Pressed on how long the restoration would take, Mr Yousaf replied, “I have given you the destination. The question now is what will it take to get Dr Gray’s that full consultant-led maternity service? What investment is required? What staffing is required?”

Again, Moray Labour asks: what was the purpose of the independent review if not to answer these very questions?

We welcome this week’s announcement and the extra £5 million in funding each for Dr Gray’s and Raigmore. However we are left with an overwhelming sense that we have been here before. The SNP have once again said they intend to restore full maternity services, just as they did before, but have wasted another year with no plan for achieving this.

It is easy to make grand statements in the run-up to elections; it is far harder to do the difficult work of following this through to fruition, of listening to frontline staff and expectant mothers, and delivering the vital services that Moray women and birth partners need.

Another thing notable by its absence was any mention of community representation on the proposed independent oversight committee. This was requested by campaign group Keep MUM in a letter endorsed by representatives of all 4 largest parties. Moray Labour believe community representation is key to stop this issue once again “beginning to drift” once the May local elections are out of the way.

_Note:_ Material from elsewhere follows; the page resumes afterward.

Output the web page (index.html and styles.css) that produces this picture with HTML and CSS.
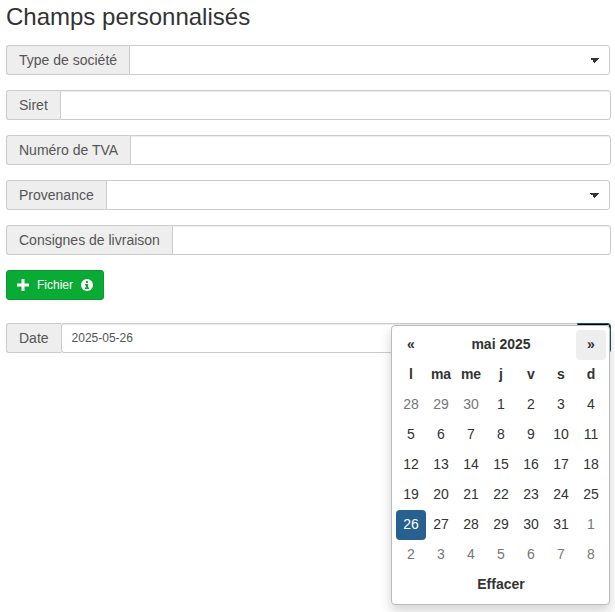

Moray Labour also echo Rhoda Grant’s concerns that Raigmore clinicians are not being listened to, and that there remains no plan to deal with staff burnout and existing unfilled vacancies in both NHS Highlands and Grampian. Rhoda’s full statement is available here: https://www.rhodagrant.org.uk/2022/03/30/statement-from-labour-msp-rhoda-grant-following-health-secretarys-statement-to-scottish-parliament-today-on-dr-grays-hospital-elgin/

Above all else, today’s positive announcement is a testament to tireless community campaigners, and in particular Keep MUM, who have given Moray women a voice. It should not take such constant campaigning simply to get the SNP to honour their own manifesto pledge. Moray Labour are committed to doing everything in our power to support this campaign, and to ensure that we are not stuck in an endless Groundhog Day of grand announcements and broken promises.